A man who constantly challenged politicians in public around gay issues, especially when those acts would make him the center of attention, Kight helped create the template for gay community services in Los Angeles. Along with Kilhefner, who organized GLF's Gay Survival Committee in the spring of 1970, and others—accounts differ—Kight co-founded LA's Gay Community Services Center (GCSC) in 1971.

He was also active in LA's Coors Boycott Committee, an active member of the coalition to defeat the Briggs Initiative, and so much more. Some of the publicity-hounding schemes he helped promote, including one to transform California's Alpine County into a lavender haven, are beyond delicious.

Center of things
Virtually every leader, save perhaps Jesus Christ and the Buddha, has "issues." Kight's life was extremely rich in this respect. Cherry, who befriended Kight in the last decade of his life and began this biography with his consent, repeatedly emphasizes that Kight's need to put himself in the center of things, in quintessentially Southern Belle fashion, alienated as many people as it served.

In the words of Kight's lifelong friend and ally, the still living Kilhefner (who did not contribute to Cherry's book, but responded to my emails), "I liked Morris and knew him for over 40 years. He had an extreme narcissistic personality. He was self-absorbed, grandiose, used people, and always needed to be the center of attention and bathed in media adoration and the kudos of others. He had no inner life. Always exaggerating his role in things. He was very intelligent with a good sense of humor, but his narcissistic personality also turned people off. There was a revolt against him in GLF in 1970 as well as at GCSC by employees in 1973 because he had his own personal agenda all the time and seemed only marginally concerned about something larger than himself."

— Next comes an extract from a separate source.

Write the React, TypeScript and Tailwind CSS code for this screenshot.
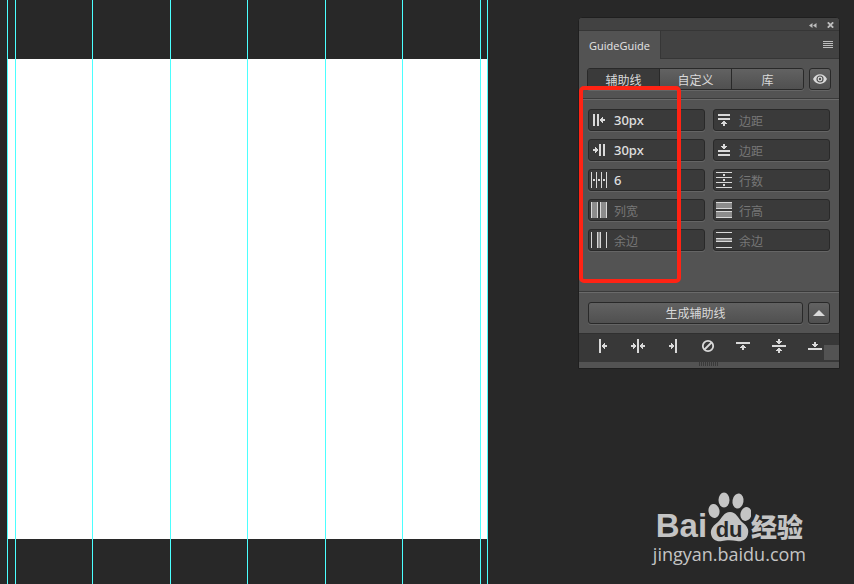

Cherry does the opposite of denying this; she so frequently points out Kight's penchant for self-aggrandizement that she undercuts his accomplishments. Because she interweaves Kight's own accounts of his achievements with those of others in ways that are often indistinguishable, time and again, I couldn't help but wonder how much I was reading was true. After all, we're talking about a man who, in his early closeted, married-with-children days, dealt in forged antiques and, according to the FBI —a hardly neutral information source, especially under the closeted, homo-hating J. Edgar Hoover— was arrested and charged in Albuquerque for fraud, theft, "obtaining money under false pretenses," and burglary.

The book has other glaring weaknesses. The editing of Kight's pre-LA history, as well as the accounting of his final years, is sloppy, with multiple instances of repetition and choppy narrative. Cherry jumps around so much toward the end of the book —in one paragraph, we're in 2002, and then suddenly there's a quote about Kight from 10 or so years earlier— that linear narrative suffers.

Even in the best edited sections, which involve the founding of LA GLF and the first parade, the reasons for GLF's progression from a Kight-dominated organization to one that was more or less collectively run before it dissolved are unclear. Some page references in the index are incorrect.

There are also multiple unsupportable statements on Cherry's part, including the ridiculous, West Coast chauvinist assertion that LA, rather than NY, "defined the Gay Pride Parade." Pre-Stonewall social service efforts on the part of SIR in San Francisco, MCC in LA, and other organizations are ignored. She also claims that the advent of AIDS mobilized lesbians who, in their selfless efforts to attend to gay men, "healed a divide that had always been between gay men and lesbians, with no known cause. A rift with no argument."

Anyone who witnessed Kight's sexism, or experienced first-hand the male chauvinism rampant in the early Gay Liberation Front on both coasts, understands perfectly well the reasons for the divide.

Ultimately, Morris Kight: Humanist, Liberationist, Fantabulist is an essential, albeit flawed biography that, together with the late Stuart Timmons' The Trouble with Harry Hay, illuminates the all-important history of Southern California's gay movement. There is far more to be said—Timmons, for example, had planned to say more about Hay after he died, but a stroke made him unable to complete a follow-up—but when more books are written, Cherry's will certainly remain an invaluable resource. It's a must-read.